■ **What is required**
Lines containing the string "components" are to be counted. Write only how many there are.

■ **Items**
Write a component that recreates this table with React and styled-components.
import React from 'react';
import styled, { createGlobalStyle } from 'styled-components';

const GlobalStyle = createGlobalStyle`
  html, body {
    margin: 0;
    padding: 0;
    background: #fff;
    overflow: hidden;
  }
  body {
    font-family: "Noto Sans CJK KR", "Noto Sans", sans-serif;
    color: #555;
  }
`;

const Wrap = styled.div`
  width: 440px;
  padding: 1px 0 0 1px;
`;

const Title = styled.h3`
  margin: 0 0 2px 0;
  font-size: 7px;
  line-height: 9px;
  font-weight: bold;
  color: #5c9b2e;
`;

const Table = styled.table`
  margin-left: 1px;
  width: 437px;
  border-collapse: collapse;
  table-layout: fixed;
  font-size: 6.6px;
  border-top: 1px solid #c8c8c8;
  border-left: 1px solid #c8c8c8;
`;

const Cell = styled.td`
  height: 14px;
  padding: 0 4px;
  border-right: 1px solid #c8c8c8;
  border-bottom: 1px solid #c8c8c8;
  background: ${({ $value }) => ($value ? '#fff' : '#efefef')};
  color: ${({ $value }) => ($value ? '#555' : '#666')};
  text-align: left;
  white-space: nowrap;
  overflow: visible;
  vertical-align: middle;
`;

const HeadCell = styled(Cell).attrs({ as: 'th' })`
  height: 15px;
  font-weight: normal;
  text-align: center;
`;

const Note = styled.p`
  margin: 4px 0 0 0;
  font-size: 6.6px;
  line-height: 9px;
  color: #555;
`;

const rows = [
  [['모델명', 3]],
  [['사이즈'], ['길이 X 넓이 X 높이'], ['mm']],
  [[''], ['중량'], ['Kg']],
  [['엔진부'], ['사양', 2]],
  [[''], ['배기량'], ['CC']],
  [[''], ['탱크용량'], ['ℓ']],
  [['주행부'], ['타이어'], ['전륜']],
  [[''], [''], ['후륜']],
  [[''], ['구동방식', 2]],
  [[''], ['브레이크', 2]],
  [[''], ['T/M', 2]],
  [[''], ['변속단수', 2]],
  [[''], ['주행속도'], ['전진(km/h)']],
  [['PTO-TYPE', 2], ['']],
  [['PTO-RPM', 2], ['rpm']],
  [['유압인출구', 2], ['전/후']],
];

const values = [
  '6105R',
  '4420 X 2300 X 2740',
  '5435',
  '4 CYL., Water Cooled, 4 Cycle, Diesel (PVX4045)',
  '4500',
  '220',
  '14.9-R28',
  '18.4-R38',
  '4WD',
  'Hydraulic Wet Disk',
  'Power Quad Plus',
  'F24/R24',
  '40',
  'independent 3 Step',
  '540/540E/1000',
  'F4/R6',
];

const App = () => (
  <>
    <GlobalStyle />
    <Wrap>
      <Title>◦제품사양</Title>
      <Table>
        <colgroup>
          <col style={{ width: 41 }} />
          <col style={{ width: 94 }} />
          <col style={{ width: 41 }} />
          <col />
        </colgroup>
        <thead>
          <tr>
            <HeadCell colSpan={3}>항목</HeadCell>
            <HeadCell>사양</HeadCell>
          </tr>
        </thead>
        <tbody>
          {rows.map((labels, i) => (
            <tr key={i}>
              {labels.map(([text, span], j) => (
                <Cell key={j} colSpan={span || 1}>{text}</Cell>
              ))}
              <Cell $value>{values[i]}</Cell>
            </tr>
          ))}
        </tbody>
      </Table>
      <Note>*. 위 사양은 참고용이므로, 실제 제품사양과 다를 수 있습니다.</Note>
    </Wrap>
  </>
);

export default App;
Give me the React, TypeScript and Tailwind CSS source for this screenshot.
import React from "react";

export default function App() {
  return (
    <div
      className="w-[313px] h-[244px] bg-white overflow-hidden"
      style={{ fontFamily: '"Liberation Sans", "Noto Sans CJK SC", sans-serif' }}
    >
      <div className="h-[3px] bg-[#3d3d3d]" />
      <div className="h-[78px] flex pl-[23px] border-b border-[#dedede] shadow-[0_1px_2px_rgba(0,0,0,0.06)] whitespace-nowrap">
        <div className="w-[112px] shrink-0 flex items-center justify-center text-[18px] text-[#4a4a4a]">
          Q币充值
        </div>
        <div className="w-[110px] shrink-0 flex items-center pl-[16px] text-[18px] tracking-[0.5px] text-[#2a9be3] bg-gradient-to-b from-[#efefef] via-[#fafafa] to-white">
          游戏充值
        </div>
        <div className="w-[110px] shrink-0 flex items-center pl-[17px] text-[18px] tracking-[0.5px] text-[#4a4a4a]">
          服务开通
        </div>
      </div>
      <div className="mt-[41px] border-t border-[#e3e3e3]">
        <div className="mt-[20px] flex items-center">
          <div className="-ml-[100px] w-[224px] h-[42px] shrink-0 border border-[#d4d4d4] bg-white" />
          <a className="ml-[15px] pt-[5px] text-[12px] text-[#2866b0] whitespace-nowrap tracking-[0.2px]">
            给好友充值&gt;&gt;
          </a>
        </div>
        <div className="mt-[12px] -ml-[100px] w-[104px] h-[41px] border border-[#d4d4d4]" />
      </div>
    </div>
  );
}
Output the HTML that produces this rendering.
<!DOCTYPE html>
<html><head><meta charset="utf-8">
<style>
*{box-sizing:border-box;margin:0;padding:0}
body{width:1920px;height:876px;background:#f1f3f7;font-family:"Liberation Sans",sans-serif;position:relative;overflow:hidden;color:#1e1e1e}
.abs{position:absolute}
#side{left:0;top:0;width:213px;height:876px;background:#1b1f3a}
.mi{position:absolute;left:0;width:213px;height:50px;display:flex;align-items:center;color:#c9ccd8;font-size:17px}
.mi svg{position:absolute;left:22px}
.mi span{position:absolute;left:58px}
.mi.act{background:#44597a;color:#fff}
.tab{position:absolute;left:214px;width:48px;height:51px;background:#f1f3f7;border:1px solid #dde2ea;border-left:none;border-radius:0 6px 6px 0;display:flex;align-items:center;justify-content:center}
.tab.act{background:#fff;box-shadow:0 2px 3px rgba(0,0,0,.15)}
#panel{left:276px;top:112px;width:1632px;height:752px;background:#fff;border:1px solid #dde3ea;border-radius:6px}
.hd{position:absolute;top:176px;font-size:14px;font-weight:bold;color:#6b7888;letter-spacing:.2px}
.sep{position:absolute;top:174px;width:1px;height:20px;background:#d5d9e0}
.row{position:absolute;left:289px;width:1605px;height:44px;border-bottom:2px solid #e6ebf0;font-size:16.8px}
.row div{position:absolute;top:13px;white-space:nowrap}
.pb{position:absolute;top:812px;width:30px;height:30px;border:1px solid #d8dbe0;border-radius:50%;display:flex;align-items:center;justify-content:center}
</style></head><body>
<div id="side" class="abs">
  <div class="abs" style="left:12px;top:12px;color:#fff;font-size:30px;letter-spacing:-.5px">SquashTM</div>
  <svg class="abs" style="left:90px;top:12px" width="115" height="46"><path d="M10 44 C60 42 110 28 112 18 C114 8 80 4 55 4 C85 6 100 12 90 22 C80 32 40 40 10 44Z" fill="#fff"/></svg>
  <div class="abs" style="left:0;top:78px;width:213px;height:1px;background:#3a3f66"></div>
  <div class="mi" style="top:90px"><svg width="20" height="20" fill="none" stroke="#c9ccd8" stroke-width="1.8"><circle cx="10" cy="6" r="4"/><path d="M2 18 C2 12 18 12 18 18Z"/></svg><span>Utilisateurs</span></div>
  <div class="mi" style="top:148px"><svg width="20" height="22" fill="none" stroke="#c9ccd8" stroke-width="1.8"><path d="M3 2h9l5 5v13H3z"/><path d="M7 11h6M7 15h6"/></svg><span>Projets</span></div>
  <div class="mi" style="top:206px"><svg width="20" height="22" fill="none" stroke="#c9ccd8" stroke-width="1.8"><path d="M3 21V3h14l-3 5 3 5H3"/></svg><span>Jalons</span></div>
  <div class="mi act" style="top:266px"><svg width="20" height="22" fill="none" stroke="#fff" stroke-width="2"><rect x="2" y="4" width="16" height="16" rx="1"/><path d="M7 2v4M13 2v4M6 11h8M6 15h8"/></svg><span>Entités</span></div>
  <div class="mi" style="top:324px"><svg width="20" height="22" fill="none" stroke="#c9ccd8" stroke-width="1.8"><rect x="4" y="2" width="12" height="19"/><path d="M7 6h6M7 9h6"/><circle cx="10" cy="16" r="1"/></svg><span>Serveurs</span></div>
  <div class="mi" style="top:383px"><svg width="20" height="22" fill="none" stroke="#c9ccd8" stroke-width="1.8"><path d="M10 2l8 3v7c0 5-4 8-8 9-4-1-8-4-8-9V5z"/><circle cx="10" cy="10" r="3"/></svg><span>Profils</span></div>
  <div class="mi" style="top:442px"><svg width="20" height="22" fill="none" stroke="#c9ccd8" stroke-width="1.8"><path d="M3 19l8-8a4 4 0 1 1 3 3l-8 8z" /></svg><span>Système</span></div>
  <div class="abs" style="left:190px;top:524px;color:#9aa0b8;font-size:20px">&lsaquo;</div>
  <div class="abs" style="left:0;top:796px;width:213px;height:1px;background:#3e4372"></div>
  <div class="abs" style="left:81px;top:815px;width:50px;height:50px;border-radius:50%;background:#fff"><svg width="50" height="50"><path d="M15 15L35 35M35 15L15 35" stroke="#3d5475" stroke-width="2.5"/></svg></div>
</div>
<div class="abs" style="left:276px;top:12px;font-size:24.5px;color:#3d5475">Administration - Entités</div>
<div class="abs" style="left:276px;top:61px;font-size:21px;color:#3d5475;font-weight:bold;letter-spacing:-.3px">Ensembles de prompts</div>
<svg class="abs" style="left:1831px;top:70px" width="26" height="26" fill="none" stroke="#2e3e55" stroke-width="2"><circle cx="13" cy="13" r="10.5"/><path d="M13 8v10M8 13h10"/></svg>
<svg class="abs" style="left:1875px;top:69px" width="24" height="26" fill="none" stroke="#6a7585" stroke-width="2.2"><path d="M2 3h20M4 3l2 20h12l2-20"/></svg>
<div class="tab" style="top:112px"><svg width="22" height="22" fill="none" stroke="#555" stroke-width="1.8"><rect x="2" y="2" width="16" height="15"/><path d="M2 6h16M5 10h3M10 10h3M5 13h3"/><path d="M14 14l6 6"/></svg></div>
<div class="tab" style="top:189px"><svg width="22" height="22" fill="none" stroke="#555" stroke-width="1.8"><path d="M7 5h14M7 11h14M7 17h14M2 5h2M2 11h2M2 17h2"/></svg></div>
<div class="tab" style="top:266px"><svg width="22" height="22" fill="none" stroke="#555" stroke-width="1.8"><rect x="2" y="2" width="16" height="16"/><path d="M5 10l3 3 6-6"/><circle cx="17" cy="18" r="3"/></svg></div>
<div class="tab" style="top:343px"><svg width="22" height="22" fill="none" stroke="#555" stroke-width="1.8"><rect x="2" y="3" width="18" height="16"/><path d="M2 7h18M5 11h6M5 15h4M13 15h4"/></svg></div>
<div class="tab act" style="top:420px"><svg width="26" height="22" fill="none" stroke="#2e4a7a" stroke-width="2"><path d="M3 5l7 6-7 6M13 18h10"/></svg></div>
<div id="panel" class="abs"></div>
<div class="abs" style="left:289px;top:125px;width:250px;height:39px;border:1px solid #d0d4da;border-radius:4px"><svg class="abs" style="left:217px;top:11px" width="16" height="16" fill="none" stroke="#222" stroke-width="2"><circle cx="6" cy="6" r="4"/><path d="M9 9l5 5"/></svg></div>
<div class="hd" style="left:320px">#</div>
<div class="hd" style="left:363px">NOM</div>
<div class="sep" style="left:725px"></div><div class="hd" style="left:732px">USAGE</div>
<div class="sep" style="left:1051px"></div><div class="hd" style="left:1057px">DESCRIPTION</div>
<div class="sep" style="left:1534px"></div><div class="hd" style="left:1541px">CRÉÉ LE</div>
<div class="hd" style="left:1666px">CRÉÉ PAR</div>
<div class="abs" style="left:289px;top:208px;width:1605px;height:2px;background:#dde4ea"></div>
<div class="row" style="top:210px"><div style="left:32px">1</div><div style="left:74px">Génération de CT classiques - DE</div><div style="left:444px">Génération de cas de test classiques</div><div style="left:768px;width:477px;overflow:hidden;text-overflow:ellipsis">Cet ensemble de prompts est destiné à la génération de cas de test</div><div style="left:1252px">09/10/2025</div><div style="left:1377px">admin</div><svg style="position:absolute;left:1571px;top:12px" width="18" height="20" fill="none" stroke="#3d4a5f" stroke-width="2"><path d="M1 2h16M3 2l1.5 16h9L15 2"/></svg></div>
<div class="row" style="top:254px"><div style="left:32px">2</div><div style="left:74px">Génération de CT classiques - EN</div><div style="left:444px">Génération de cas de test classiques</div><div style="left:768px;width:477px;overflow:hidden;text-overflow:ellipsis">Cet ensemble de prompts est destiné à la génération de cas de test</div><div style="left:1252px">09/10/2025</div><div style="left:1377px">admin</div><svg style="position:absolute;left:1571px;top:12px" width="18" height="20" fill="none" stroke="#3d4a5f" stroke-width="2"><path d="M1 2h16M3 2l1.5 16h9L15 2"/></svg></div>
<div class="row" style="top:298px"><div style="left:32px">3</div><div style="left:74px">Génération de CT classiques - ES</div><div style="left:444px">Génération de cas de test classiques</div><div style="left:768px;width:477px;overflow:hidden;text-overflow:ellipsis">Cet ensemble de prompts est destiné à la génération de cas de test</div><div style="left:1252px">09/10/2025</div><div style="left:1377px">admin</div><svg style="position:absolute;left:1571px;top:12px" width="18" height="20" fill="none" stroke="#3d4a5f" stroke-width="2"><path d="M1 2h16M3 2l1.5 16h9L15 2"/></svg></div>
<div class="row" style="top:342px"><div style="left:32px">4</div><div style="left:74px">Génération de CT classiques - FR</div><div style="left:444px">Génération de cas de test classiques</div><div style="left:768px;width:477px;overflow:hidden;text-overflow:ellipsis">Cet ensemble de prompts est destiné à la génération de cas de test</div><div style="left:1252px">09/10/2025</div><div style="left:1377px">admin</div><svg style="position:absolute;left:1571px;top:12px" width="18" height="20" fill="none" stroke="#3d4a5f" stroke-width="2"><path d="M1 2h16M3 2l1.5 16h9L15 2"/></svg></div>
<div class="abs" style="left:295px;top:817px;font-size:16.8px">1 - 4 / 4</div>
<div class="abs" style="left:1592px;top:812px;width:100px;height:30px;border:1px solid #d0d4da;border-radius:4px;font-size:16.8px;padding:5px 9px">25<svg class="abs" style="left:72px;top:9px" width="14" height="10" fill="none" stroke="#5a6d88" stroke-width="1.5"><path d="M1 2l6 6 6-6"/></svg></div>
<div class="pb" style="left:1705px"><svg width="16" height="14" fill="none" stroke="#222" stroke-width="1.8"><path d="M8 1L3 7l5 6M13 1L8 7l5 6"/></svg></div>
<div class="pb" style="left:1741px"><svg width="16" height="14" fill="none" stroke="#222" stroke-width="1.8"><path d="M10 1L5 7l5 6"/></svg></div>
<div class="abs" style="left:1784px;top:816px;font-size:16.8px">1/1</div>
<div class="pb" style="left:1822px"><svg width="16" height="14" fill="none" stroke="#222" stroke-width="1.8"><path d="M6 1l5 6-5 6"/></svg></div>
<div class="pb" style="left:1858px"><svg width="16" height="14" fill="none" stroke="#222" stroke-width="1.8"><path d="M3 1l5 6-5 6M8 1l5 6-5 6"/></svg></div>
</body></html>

■ **Solution to the problem**
2